If you are one of the millions who took hallucinogens in
the late '60s...you may be a human time bomb about to explode
into a bloody nightmare of uncontrollable killing." Well,
take that, you damn ex-hippies; we told you to
just say no.
Yeah. Well, as a horror movie
that could only have been made in the '70s, Blue Sunshine
has a fair amount of charm -- kitschy charm, to be sure, but
charm just the same. An exploitation flick that appeals to both
stoners and tight-assed straights (like Midnight Express
and Joe), this must surely be the first whodunit wherein
the culprit is lysergic acid diethylamide. Yes, back there in
1967 at Stanford University, a group of otherwise unconnected
people dropped a form of acid called Blue Sunshine. Ten years
later, like some calendar-minded psycho in a slasher flick, the
acid gets its revenge. Comfortably nestled in the user's
chromosomes all these years, it kick-starts the mother of all
delayed reactions, causing the user to go bald and go violently
insane (in that order).
The hero, a presentable straight
with neat shoulder-length hair (a tolerable length by 1976),
is one Jerry Zipkin, whose friends call him Zippy, though as
played by the morose-looking Zalman King (later the director
of softcore "erotica" like Red Shoe Diaries)
he looks less zippy than anyone in screen history. Jerry, a Cornell
man back in the day, had Stanford acquaintances who now seem
to be in the throes of Blue Sunshine sunburn. He moves from place
to place, picking up clues, and also avoiding the cops, who think
he's responsible for the movie's opening mass murder. Despite
Blue Sunshine's cult rep as a wild horror item, the movie
(made by Jeff Lieberman, whose killer-worm epic Squirm
worked far harder for its notoriety) often plays like the sort
of conventional TV mystery you could almost fall asleep cozily
in front of, if not for the occasional melodramatic screeching
on the soundtrack when one of the Stanford alumni freaks out.
A considerable amount of stuff
goes on in just an hour and a half (including a red herring and
a fantastic scene in which loud disco music is used as a defensive
weapon). Notably, each of the human time bombs -- including a
nice babysitter, a cop, and a college jock turned political bodyguard
-- is respectable. You just can't tell which of the thirtyish
(well, fiftyish now), settled-down professionals among you could've
taken Blue Sunshine. Lieberman puts all the elements in place.
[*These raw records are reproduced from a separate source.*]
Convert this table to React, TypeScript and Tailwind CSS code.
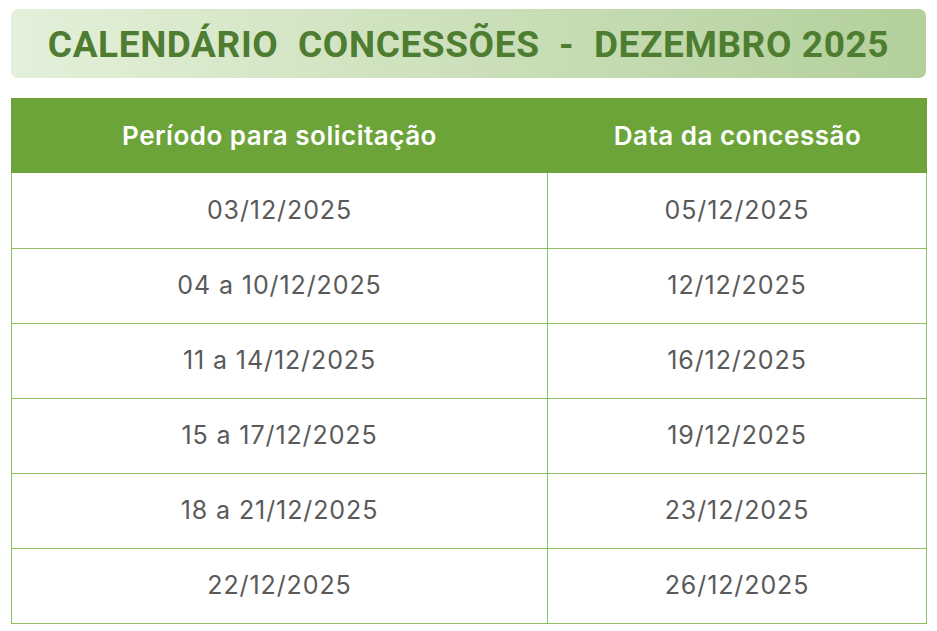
const rows: [string, string][] = [
  ['03/12/2025', '05/12/2025'],
  ['04 a 10/12/2025', '12/12/2025'],
  ['11 a 14/12/2025', '16/12/2025'],
  ['15 a 17/12/2025', '19/12/2025'],
  ['18 a 21/12/2025', '23/12/2025'],
  ['22/12/2025', '26/12/2025'],
]

export default function App() {
  return (
    <div className="w-[937px] h-[631px] bg-white pt-[9px] px-[11px]" style={{ fontFamily: 'Inter, "Noto Sans", sans-serif' }}>
      <div className="h-[69px] rounded-[7px] bg-gradient-to-r from-[#e4f0da] to-[#b3d09b] flex items-center justify-center pt-[2px]">
        <h1 className="text-[37px] font-bold text-[#4e7d31] tracking-[0.6px] whitespace-pre" style={{ fontFamily: 'Roboto, "Liberation Sans", sans-serif' }}>
          CALENDÁRIO  CONCESSÕES  -  DEZEMBRO 2025
        </h1>
      </div>
      <div className="mt-[20px] w-[916px]">
        <div className="grid grid-cols-[537px_1fr] h-[75px] bg-[#6ca43a] text-white text-[26px] font-semibold tracking-[0.5px]">
          <div className="flex items-center justify-center">Período para solicitação</div>
          <div className="flex items-center justify-center">Data da concessão</div>
        </div>
        <div className="border-x border-b border-[#8cc063]">
          {rows.map(([a, b], i) => (
            <div key={i} className={`grid grid-cols-[536px_1fr] h-[75px] text-[25px] text-[#5a5a5a] tracking-[0.9px] ${i > 0 ? 'border-t border-[#8cc063]' : ''}`}>
              <div className="flex items-center justify-center border-r border-[#8cc063]">{a}</div>
              <div className="flex items-center justify-center">{b}</div>
            </div>
          ))}
        </div>
      </div>
    </div>
  )
}
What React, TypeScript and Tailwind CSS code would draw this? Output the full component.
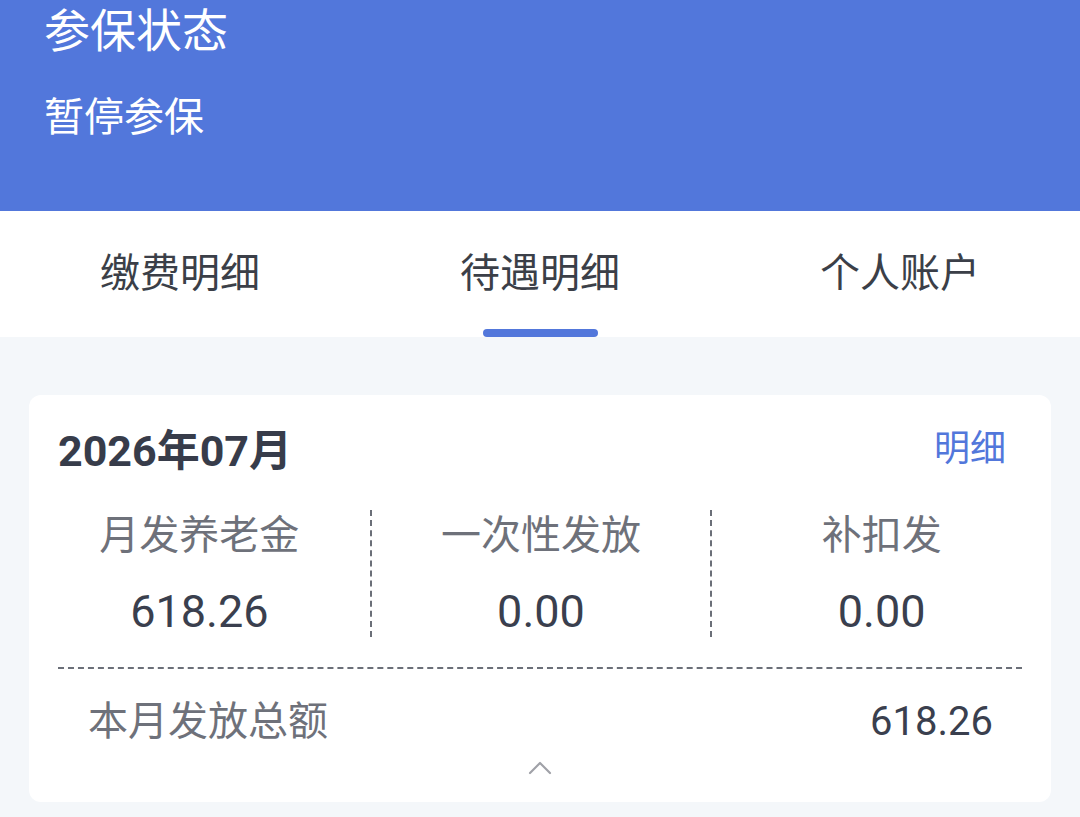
import { ChevronUp } from 'lucide-react'

const tabs = ['缴费明细', '待遇明细', '个人账户']

const items = [
  { label: '月发养老金', value: '618.26' },
  { label: '一次性发放', value: '0.00' },
  { label: '补扣发', value: '0.00' },
]

export default function App() {
  return (
    <div className="h-[817px] w-[1080px] overflow-hidden bg-[#f4f7fa] font-['Roboto','Noto_Sans_CJK_SC',sans-serif]">
      {/* header */}
      <div className="h-[211px] bg-[#5277db] px-[44px] text-white">
        <div className="pt-[6px] text-[46px] leading-[50px]">参保状态</div>
        <div className="mt-[37px] text-[40px] leading-[50px]">暂停参保</div>
      </div>

      {/* tabs */}
      <div className="grid h-[126px] grid-cols-3 bg-white">
        {tabs.map((t, i) => (
          <div key={t} className="flex flex-col items-center">
            <div className="mt-[38px] text-[40px] leading-[50px] text-[#3b3f48]">{t}</div>
            <div className="flex-1" />
            {i === 1 ? <div className="h-[8px] w-[115px] rounded-full bg-[#5277db]" /> : null}
          </div>
        ))}
      </div>

      {/* card */}
      <div className="mx-[29px] mt-[58px] h-[407px] rounded-[12px] bg-white">
        <div className="flex h-[115px] items-start justify-between px-[29px] pt-[28px]">
          <div className="text-[43px] font-bold leading-[56px] text-[#373c4a]">2026年07月</div>
          <div className="mr-[16px] text-[36px] leading-[52px] text-[#5277db]">明细</div>
        </div>

        <div className="grid grid-cols-3">
          {items.map((it, i) => (
            <div
              key={it.label}
              className={
                'flex h-[127px] flex-col items-center ' +
                (i > 0 ? 'border-l-2 border-dashed border-[#6b6f78]' : '')
              }
            >
              <div className="-mt-[2px] text-[40px] leading-[56px] text-[#6e717a]">{it.label}</div>
              <div className="mt-[20px] text-[45px] leading-[56px] text-[#3a3f4e]">{it.value}</div>
            </div>
          ))}
        </div>

        <div className="mx-[29px] mt-[30px] border-t-2 border-dashed border-[#6b6f78]" />

        <div className="mt-[25px] flex h-[56px] items-center justify-between pl-[59px] pr-[58px]">
          <div className="text-[40px] text-[#6e717a]">本月发放总额</div>
          <div className="text-[40px] text-[#3a3f4e]">618.26</div>
        </div>

        <div className="-mt-[2px] flex justify-center">
          <ChevronUp className="h-[40px] w-[40px] text-[#a0a2a8]" strokeWidth={1.3} />
        </div>
      </div>
    </div>
  )
}
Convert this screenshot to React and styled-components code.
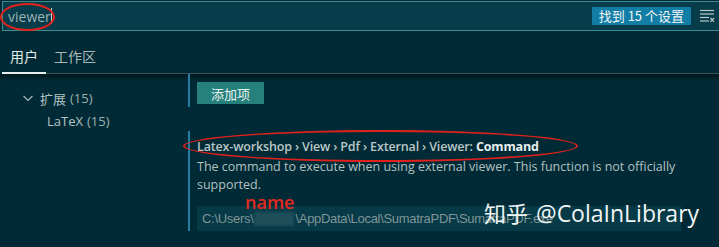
import React from "react";
import styled, { createGlobalStyle } from "styled-components";

const Global = createGlobalStyle`
  html, body { margin: 0; padding: 0; background: #002b36; }
  body { font-family: "Open Sans", "Noto Sans CJK SC", sans-serif; }
`;

const Page = styled.div`
  position: relative;
  width: 719px;
  height: 247px;
  background: #002b36;
  overflow: hidden;
  color: #c4cfcf;
`;

const SearchBar = styled.div`
  margin: 1px 0 0 2px;
  height: 28px;
  border: 1px solid #3b8c90;
  border-right: none;
  background: #073c4a;
  display: flex;
  align-items: center;
  padding: 0 4px 0 5px;
`;

const SearchText = styled.div`
  flex: 1;
  font-size: 14px;
  color: #9db3b5;
  display: flex;
  align-items: center;
`;

const Caret = styled.span`
  display: inline-block;
  width: 1px;
  height: 16px;
  background: #c8d4d4;
`;

const Badge = styled.div`
  background: #127ea6;
  color: #f2f6f6;
  font-family: "Noto Sans CJK SC", sans-serif;
  font-size: 13px;
  line-height: 18px;
  padding: 0 7px;
  margin-right: 8px;
  border-radius: 1px;
`;

const ClearIcon = styled.svg`
  width: 16px;
  height: 14px;
  display: block;
`;

const TabsBar = styled.div`
  height: 42px;
  margin: 0 0 0 2px;
  display: flex;
  align-items: flex-end;
  border-bottom: 1px solid #3a5259;
`;

const Tab = styled.div`
  font-family: "Noto Sans CJK SC", sans-serif;
  font-size: 14px;
  color: ${(p) => (p.$active ? "#e4ecec" : "#a9b8b8")};
  padding: 0 8px 8px;
  height: 28px;
  box-sizing: border-box;
  border-bottom: 2px solid ${(p) => (p.$active ? "#e6eded" : "transparent")};
  margin-bottom: -1px;
  line-height: 20px;
`;

const Body = styled.div`
  display: flex;
  height: 172px;
  box-shadow: inset 0 6px 5px -3px #00161d;
`;

const Tree = styled.div`
  width: 188px;
  flex: none;
  padding-top: 15px;
  display: flex;
  flex-direction: column;
  gap: 5px;
`;

const TreeItem = styled.div`
  display: flex;
  align-items: center;
  height: 18px;
  padding-left: ${(p) => p.$indent}px;
  font-size: 13px;
  color: #b5c3c3;
`;

const TreeLabel = styled.span`
  font-family: "Noto Sans CJK SC", sans-serif;
`;

const Chevron = styled.svg`
  width: 12px;
  height: 12px;
  margin-right: 6px;
`;

const Count = styled.span`
  color: #9fb0b0;
  margin-left: 4px;
`;

const List = styled.div`
  flex: 1;
  display: flex;
  flex-direction: column;
`;

const Setting = styled.div`
  border-left: 2px solid #217ea0;
  padding-left: 7px;
  padding-top: ${(p) => p.$top || 0}px;
  padding-bottom: ${(p) => p.$bottom || 0}px;
  margin-top: ${(p) => p.$gap || 0}px;
`;

const AddButton = styled.div`
  width: 67px;
  height: 22px;
  background: #26807b;
  color: #eaf3f2;
  font-family: "Noto Sans CJK SC", sans-serif;
  font-size: 13px;
  display: flex;
  align-items: center;
  justify-content: center;
`;

const Title = styled.div`
  font-size: 12.5px;
  font-weight: 600;
  color: #b9c6c6;
  line-height: 18px;
  letter-spacing: -0.15px;
  & b {
    color: #e7eeee;
    font-weight: 700;
  }
`;

const Desc = styled.div`
  font-size: 12.5px;
  color: #b3c0c0;
  line-height: 18px;
  width: 480px;
  margin-top: 2px;
`;

const InputBox = styled.div`
  margin-top: 12px;
  width: 484px;
  height: 25px;
  background: #073a47;
  font-family: "Liberation Sans", sans-serif;
  font-size: 13px;
  color: #7f9597;
  display: flex;
  align-items: center;
  padding-left: 5px;
  box-sizing: border-box;
  white-space: nowrap;
  overflow: hidden;
  letter-spacing: -0.3px;
`;

const Blur = styled.span`
  display: inline-block;
  width: 40px;
  height: 14px;
  background: #1d4e5a;
  filter: blur(1.2px);
  margin: 0 1px;
`;

const Ellipse = styled.div`
  position: absolute;
  border: 2.5px solid #e3211c;
  border-radius: 50%;
  box-sizing: border-box;
  pointer-events: none;
`;

const NameLabel = styled.div`
  position: absolute;
  left: 245px;
  top: 192px;
  font-family: "Open Sans", sans-serif;
  font-size: 18px;
  font-weight: 600;
  color: #e22a22;
  line-height: 20px;
`;

const Watermark = styled.div`
  position: absolute;
  left: 484px;
  top: 197px;
  font-family: "Noto Sans CJK SC", "Open Sans", sans-serif;
  font-size: 22px;
  color: #f1f5f5;
  line-height: 30px;
  white-space: nowrap;
  display: flex;
  align-items: baseline;
`;

const Handle = styled.span`
  font-family: "Open Sans", sans-serif;
  font-size: 23px;
  margin-left: 8px;
`;

export default function App() {
  return (
    <Page>
      <Global />
      <SearchBar>
        <SearchText>
          viewer
          <Caret />
        </SearchText>
        <Badge>找到 15 个设置</Badge>
        <ClearIcon viewBox="0 0 16 14">
          <g stroke="#b9c9c9" strokeWidth="1.2">
            <line x1="1" y1="1.5" x2="15" y2="1.5" />
            <line x1="1" y1="5" x2="15" y2="5" />
            <line x1="1" y1="8.5" x2="10" y2="8.5" />
            <line x1="1" y1="12" x2="10" y2="12" />
            <line x1="11.5" y1="9" x2="15" y2="12.8" />
            <line x1="15" y1="9" x2="11.5" y2="12.8" />
          </g>
        </ClearIcon>
      </SearchBar>
      <TabsBar>
        <Tab $active>用户</Tab>
        <Tab>工作区</Tab>
      </TabsBar>
      <Body>
        <Tree>
          <TreeItem $indent={22}>
            <Chevron viewBox="0 0 12 12">
              <path d="M1.5 4 L6 8.5 L10.5 4" fill="none" stroke="#a9b8b8" strokeWidth="1.2" />
            </Chevron>
            <TreeLabel>扩展</TreeLabel>
            <Count>(15)</Count>
          </TreeItem>
          <TreeItem $indent={47}>
            LaTeX<Count>(15)</Count>
          </TreeItem>
        </Tree>
        <List>
          <Setting $top={8} $bottom={3}>
            <AddButton>添加项</AddButton>
          </Setting>
          <Setting $gap={24} $top={7}>
            <Title>
              Latex-workshop › View › Pdf › External › Viewer: <b>Command</b>
            </Title>
            <Desc>
              The command to execute when using external viewer. This function is not officially
              supported.
            </Desc>
            <InputBox>
              C:\Users\<Blur />\AppData\Local\SumatraPDF\SumatraPDF.exe
            </InputBox>
          </Setting>
        </List>
      </Body>
      <Ellipse style={{ left: 0, top: 3, width: 55, height: 28 }} />
      <Ellipse style={{ left: 183, top: 130, width: 395, height: 32 }} />
      <NameLabel>name</NameLabel>
      <Watermark>
        知乎<Handle>@ColaInLibrary</Handle>
      </Watermark>
    </Page>
  );
}
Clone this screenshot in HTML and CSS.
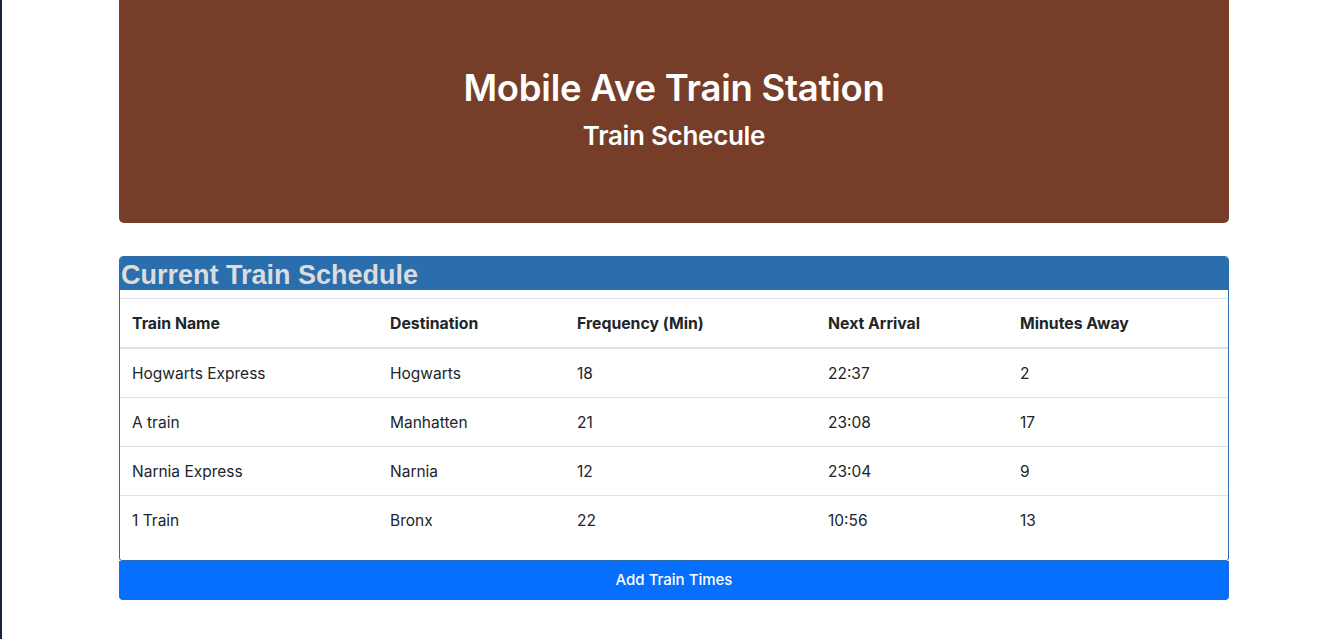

I had fun noticing the parallels to Taxi Driver -- the
smarmy man-of-the-people political candidate with the slogan
"Here Is the Future"; the protagonist going to a gun
shop and hearing a spiel on the superiority of his chosen firearm
(in Jerry's case, a pump-action air gun to shoot a trank dart
at unruly Blue Sunshiners).
The money scenes -- the delayed
victims literally wigging out and looking around for someone
to kill -- are well-handled, especially the sequence in which
circumstances look unpromising for a couple of little kids at
the business end of a knife. But this isn't a film by John Carpenter
(who thought nothing of wasting a little girl in Assault on
Precinct 13; incidentally, his wife Sandy King was the script
supervisor on Blue Sunshine), so more sensitive souls
can relax. Order is restored, though the movie does end with
one of those wonderful text bits that try to get you to believe
this all really happened, including the admonition that about
200 doses of Blue Sunshine remain unaccounted for. Eek! Just
like the unkillable psycho at the end of a slasher flick, that
bad acid is still out there somewhere. One is reminded
of the loudspeaker warnings in Woodstock: "Do not
take the blue acid. It will make you go bald, drive you insane,
and drastically reduce your appreciation of loud disco music."